The defendant’s counsel insists that if the new agreement was binding and the complainant was entitled to compensation beyond that which was stipulated for in the contract, the claim should, under the provisions of the contract, have been passed upon by the chief-engineer, and that, inasmuch as the complainant did not present the claim for allowance to the chief-engineer, he cannot maintain any action or suit for it. But the provision to which he refers has reference to questions as to the quantity or quality of work' to be paid for under the contract, and the amount of compensation at the rates provided for in the contract and to questions relative to the execution of the contract. The question whether the complainant is entitled to an extra allowance or price beyond that provided for by the contract, does not arise under the contract and is not a question relative to the execution of the contract within the meaning of the provision under consideration. The provision, therefore, is not applicable to it. The complainant is entitled to an account *482of the work of excavating solid rock at a fair and reasonable price therefor.

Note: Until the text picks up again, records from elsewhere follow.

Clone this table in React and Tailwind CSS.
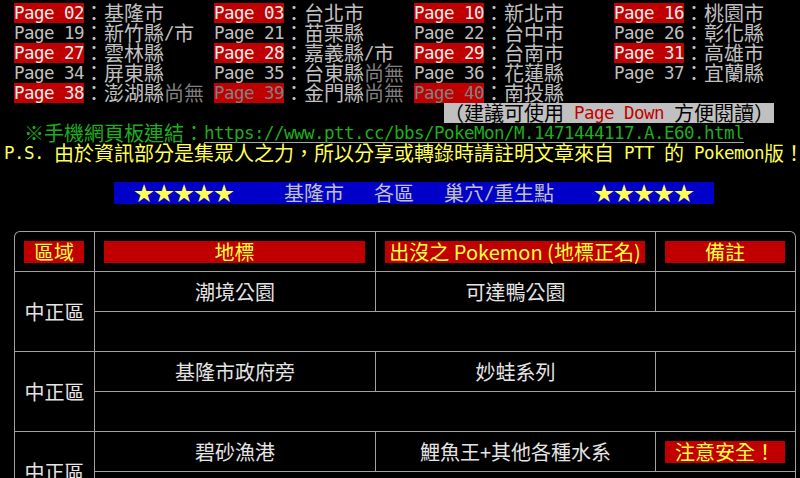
import React from "react";

const WIDE = /[\u2E80-\u9FFF\uF900-\uFAFF\uFE30-\uFE4F\uFF00-\uFF60\u203B\u2605]/;

// display width in terminal columns (CJK = 2, ascii = 1)
const width = (s) => [...s].reduce((n, ch) => n + (WIDE.test(ch) ? 2 : 1), 0);

// splits a string into ascii / full-width runs so each run gets its own font
function T({ s }) {
  const runs = [];
  for (const ch of s) {
    const w = WIDE.test(ch);
    const last = runs[runs.length - 1];
    if (last && last.w === w) last.t += ch;
    else runs.push({ w, t: ch });
  }
  return runs.map((r, i) =>
    r.w ? (
      <span key={i} className="relative top-[2px] tracking-normal font-['Noto_Sans_CJK_TC',sans-serif] text-[20px] leading-[14px]">
        {r.t}
      </span>
    ) : (
      <span key={i}>{r.t}</span>
    )
  );
}

function Box({ className = "", children }) {
  return <span className={"inline-block h-[20px] align-top " + className}>{children}</span>;
}

function Group({ n, name, note, hl, dim }) {
  const used = 7 + width("：" + name + (note || ""));
  const tone = hl ? (dim ? "bg-[#c00000] text-[#808080]" : "bg-[#c00000] text-[#ececec]") : "";
  return (
    <>
      <Box className={tone}>Page {n}</Box>
      <T s={"：" + name} />
      {note && (
        <span className="text-[#808080]">
          <T s={note} />
        </span>
      )}
      <span>{" ".repeat(Math.max(0, 20 - used))}</span>
    </>
  );
}

const pages = [
  [
    { n: "02", name: "基隆市", hl: true },
    { n: "03", name: "台北市", hl: true },
    { n: "10", name: "新北市", hl: true },
    { n: "16", name: "桃園市", hl: true },
  ],
  [
    { n: "19", name: "新竹縣/市" },
    { n: "21", name: "苗栗縣" },
    { n: "22", name: "台中市" },
    { n: "26", name: "彰化縣" },
  ],
  [
    { n: "27", name: "雲林縣", hl: true },
    { n: "28", name: "嘉義縣/市", hl: true },
    { n: "29", name: "台南市", hl: true },
    { n: "31", name: "高雄市", hl: true },
  ],
  [
    { n: "34", name: "屏東縣" },
    { n: "35", name: "台東縣", note: "尚無" },
    { n: "36", name: "花蓮縣" },
    { n: "37", name: "宜蘭縣" },
  ],
  [
    { n: "38", name: "澎湖縣", note: "尚無", hl: true },
    { n: "39", name: "金門縣", note: "尚無", hl: true, dim: true },
    { n: "40", name: "南投縣", hl: true, dim: true },
  ],
];

const rows = [
  { area: "中正區", spot: "潮境公園", mon: "可達鴨公園" },
  { area: "中正區", spot: "基隆市政府旁", mon: "妙蛙系列" },
  { area: "中正區", spot: "碧砂漁港", mon: "鯉魚王+其他各種水系", note: "注意安全！" },
];

function Line({ children }) {
  return <div className="h-[20px] leading-[20px] whitespace-pre">{children}</div>;
}

function Head({ children, className = "" }) {
  return (
    <div className={"bg-black flex items-center pl-[9px] pr-[10px] " + className}>
      <div className="flex-1 h-[22px] bg-[#c00000] text-[#ffff40] flex items-center justify-center leading-none whitespace-pre">
        {children}
      </div>
    </div>
  );
}

export default function App() {
  return (
    <div className="w-[800px] h-[478px] overflow-hidden bg-black text-[#c0c0c0]">
      <div className="pt-[3px] pl-[4px] font-['DejaVu_Sans_Mono','Noto_Sans_CJK_TC',monospace] text-[17.5px] tracking-[-0.536px]">
        {pages.map((line, i) => (
          <Line key={i}>
            <span> </span>
            {line.map((g) => (
              <Group key={g.n} {...g} />
            ))}
          </Line>
        ))}

        <Line>
          <span>{" ".repeat(44)}</span>
          <Box className="bg-[#c0c0c0] text-black">
            <T s="（建議可使用 " />
            <span className="text-[#c00000]">Page Down</span>
            <T s=" 方便閱讀）" />
          </Box>
        </Line>

        <Line>
          <span className="text-[#1eae1e]">
            <span>  </span>
            <T s="※手機網頁板連結：" />
            <Box className="border-b border-[#a8a8a8]">https://www.ptt.cc/bbs/PokeMon/M.1471444117.A.E60.html</Box>
          </span>
        </Line>

        <Line>
          <span className="text-[#ffff55]">
            <T s="P.S. 由於資訊部分是集眾人之力，所以分享或轉錄時請註明文章來自 PTT 的 Pokemon版！" />
          </span>
        </Line>

        <Line> </Line>

        <Line>
          <span>{" ".repeat(11)}</span>
          <Box className="bg-[#0000c8] h-[22px] -mt-px pt-px">
            <span>  </span>
            <span className="text-[#ffff55]">
              <T s="★★★★★" />
            </span>
            <T s="     基隆市   各區   巢穴/重生點    " />
            <span className="text-[#ffff55]">
              <T s="★★★★★" />
            </span>
            <span>  </span>
          </Box>
        </Line>
      </div>

      <div className="ml-[14px] mt-[28px] w-[782px] grid grid-cols-[79px_280px_279px_139px] auto-rows-[39px] gap-px p-px bg-[#a0a0a0] rounded-[6px] font-['Noto_Sans_CJK_TC',sans-serif] text-[20px] text-[#e4e4e4]">
        <Head className="rounded-tl-[5px]">區域</Head>
        <Head>地標</Head>
        <Head>出沒之 Pokemon (地標正名)</Head>
        <Head className="rounded-tr-[5px]">備註</Head>

        {rows.map((r, i) => (
          <React.Fragment key={i}>
            <div className="row-span-2 bg-black flex items-center justify-center leading-none">{r.area}</div>
            <div className="bg-black flex items-center justify-center leading-none">{r.spot}</div>
            <div className="bg-black flex items-center justify-center leading-none">{r.mon}</div>
            {r.note ? (
              <Head>{r.note}</Head>
            ) : (
              <div className="bg-black" />
            )}
            <div className="col-span-3 bg-black" />
          </React.Fragment>
        ))}
      </div>
    </div>
  );
}
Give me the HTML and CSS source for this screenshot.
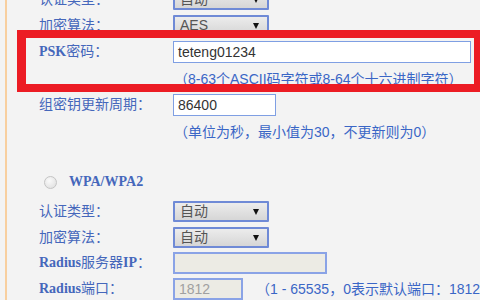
FILE: index.html
```html
<!DOCTYPE html>
<html lang="zh-CN">
<head>
<meta charset="utf-8">
<title>WPA-PSK</title>
<link rel="stylesheet" href="styles.css">
</head>
<body>
<div class="page">
  <div class="form">
    <div class="row row-first">
      <span class="label">认证类型：</span>
      <div class="select"><span class="val">自动</span><i class="arrow"></i></div>
    </div>
    <div class="row">
      <span class="label">加密算法：</span>
      <div class="select"><span class="val">AES</span><i class="arrow"></i></div>
    </div>
    <div class="row">
      <span class="label"><b class="lat">PSK</b>密码：</span>
      <div class="input input-psk">teteng01234</div>
    </div>
    <div class="row hint-row">
      <span class="label"></span>
      <span class="hint">（8-63个ASCII码字符或8-64个十六进制字符）</span>
    </div>
    <div class="row">
      <span class="label">组密钥更新周期：</span>
      <div class="input input-short">86400</div>
    </div>
    <div class="row hint-row">
      <span class="label"></span>
      <span class="hint">（单位为秒，最小值为30，不更新则为0）</span>
    </div>
    <div class="radio-row">
      <span class="radio"></span>
      <span class="radio-label">WPA/WPA2</span>
    </div>
    <div class="row row-after-radio">
      <span class="label">认证类型：</span>
      <div class="select"><span class="val">自动</span><i class="arrow"></i></div>
    </div>
    <div class="row">
      <span class="label">加密算法：</span>
      <div class="select"><span class="val">自动</span><i class="arrow"></i></div>
    </div>
    <div class="row row-tight">
      <span class="label"><b class="lat">Radius</b>服务器<b class="lat">IP</b>：</span>
      <div class="input input-ip disabled"></div>
    </div>
    <div class="row row-tight">
      <span class="label"><b class="lat">Radius</b>端口：</span>
      <div class="port-line">
        <div class="input input-port disabled">1812</div>
        <span class="hint">（1 - 65535，0表示默认端口：1812）</span>
      </div>
    </div>
  </div>
  <div class="highlight"></div>
</div>
</body>
</html>
```
FILE: styles.css
```css
html, body {
  margin: 0;
  padding: 0;
  width: 480px;
  height: 300px;
  overflow: hidden;
  background: #f3f3f3;
}

.page {
  position: relative;
  width: 480px;
  height: 300px;
  overflow: hidden;
  box-sizing: border-box;
  border-left: 2px solid #f8cf9f;
  margin-left: 5px;
}

.form {
  display: flex;
  flex-direction: column;
  padding-left: 32px;
  margin-top: -11px;
}

.row {
  display: grid;
  grid-template-columns: 134px auto;
  align-items: center;
  margin-top: 5px;
  white-space: nowrap;
}

.row-first { margin-top: 0; }
.row-after-radio { margin-top: 9px; }
.row-tight { margin-top: 4px; }

.label {
  font-family: "Liberation Serif", "Noto Sans CJK SC", serif;
  font-weight: normal;
  font-size: 14px;
  color: #4567bb;
  line-height: 18px;
}

.lat {
  font-weight: bold;
}

.select {
  box-sizing: border-box;
  width: 96px;
  height: 21px;
  border: 2px solid #6f8ad6;
  border-radius: 1px;
  background: linear-gradient(#ececec, #d6d6d6);
  display: flex;
  align-items: center;
  justify-content: space-between;
  padding: 0 8px 0 5px;
}

.val {
  font-family: "Liberation Sans", "Noto Sans CJK SC", sans-serif;
  font-size: 14px;
  color: #555;
  line-height: 17px;
}

.arrow {
  width: 0;
  height: 0;
  border-left: 3.5px solid transparent;
  border-right: 3.5px solid transparent;
  border-top: 6px solid #111;
}

.input {
  box-sizing: border-box;
  height: 22px;
  border: 1px solid #7f9fe3;
  background: #fff;
  font-family: "Liberation Sans", "Noto Sans CJK SC", sans-serif;
  font-size: 14px;
  color: #333;
  line-height: 20px;
  padding-left: 4px;
}

.input-psk { width: 298px; }
.input-short { width: 103px; }
.input-ip { width: 154px; border-width: 2px; border-color: #8aa3e6; }
.input-port { width: 70px; border-width: 2px; border-color: #8aa3e6; color: #a0a0a0; line-height: 18px; }
.disabled { background: #ecebe4; }

.hint-row { height: 21px; }

.hint {
  font-family: "Liberation Sans", "Noto Sans CJK SC", sans-serif;
  font-size: 14px;
  color: #3a66c6;
  line-height: 18px;
}

.hint-row .hint { margin-left: 1px; }

.port-line {
  display: flex;
  align-items: center;
  gap: 13px;
}

.radio-row {
  display: flex;
  align-items: center;
  height: 20px;
  margin-top: 30px;
  padding-left: 5px;
}

.radio {
  box-sizing: border-box;
  width: 13px;
  height: 13px;
  border-radius: 50%;
  border: 1px solid #c4c4c4;
  background: radial-gradient(circle at 40% 35%, #fafafa, #dcdcdc);
  margin-right: 12px;
}

.radio-label {
  font-family: "Liberation Serif", serif;
  font-weight: bold;
  font-size: 14px;
  color: #4567bb;
}

.highlight {
  position: absolute;
  left: 10px;
  top: 30px;
  width: 466px;
  height: 62px;
  box-sizing: border-box;
  border: 8px solid #ec1c24;
  border-left-width: 9px;
  border-right-width: 9px;
}
```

As to the defendant’s claim to an account in reference to the money received by the complainant as agent and superintendent for O’Reilly. If there be doubt, under the evidence, as to whether the settlement which was made between the parties was not made under a mistake; or, to state it differently, if it be doubtful, upon the case as it appears at the hearing, whether the account stated does not contain a mistake, the party who impeaches it is entitled to a review of the matter by way of an accounting in respect to it. It is admitted that the complainant charged O’Reilly twice in the same account (which is in two parts) with the sum of $2,346.79 ; once (in the first part) with $2,000 for salary and $346.79 for expenses, and again (in the second part) with $2,346.79, in one item, as “ salary and expenses included in the above account,” referring to the former two charges of $2,346.79. The explanation given of this double charge and the excuse for it are that a credit of $3,753.06, in the second part of the account, includes $2,346.79 credited in the first part in two items, one of $501.48, which embraced, it is alleged, $113.48 of the amount, and the other of $2,233.31, and that therefore it was necessary to charge the $2,346.79 twice to correct the error. That there was no fraud or attempt to deceive is manifest from the circumstance that the second charge states that it is for what had already been charged in the first part of the account. But the charge for salary is for salary from August 7th, 1853, to April 7th, 1854, and the credit of $3,753.06 is under date of March 24th, 1854 — a period prior to the time when the term of service for which the salary was claimed expired. It may be that the salary was in part credited in advance. But the charge for expenses in the first part of the account is' under date of August 7th, 1854, and is for expenses incurred from August, 1853, to August, 1854. As before stated, the credit of $3,753.06 is under the previous date of March 24th, 1854. It is urged on behalf of the complainant that Bowen, who made up the account, was O’Reilly’s clerk, and not the complainant’s, and that O’Reilly acquiesced in the statement of *483'the account. But neither fact is entitled to much weight, in view of the circumstance that the error, if error there be, is manifest upon the face of the account.

The defendant is entitled to a further investigation of the matter, to establish, if she can, the alleged mistake.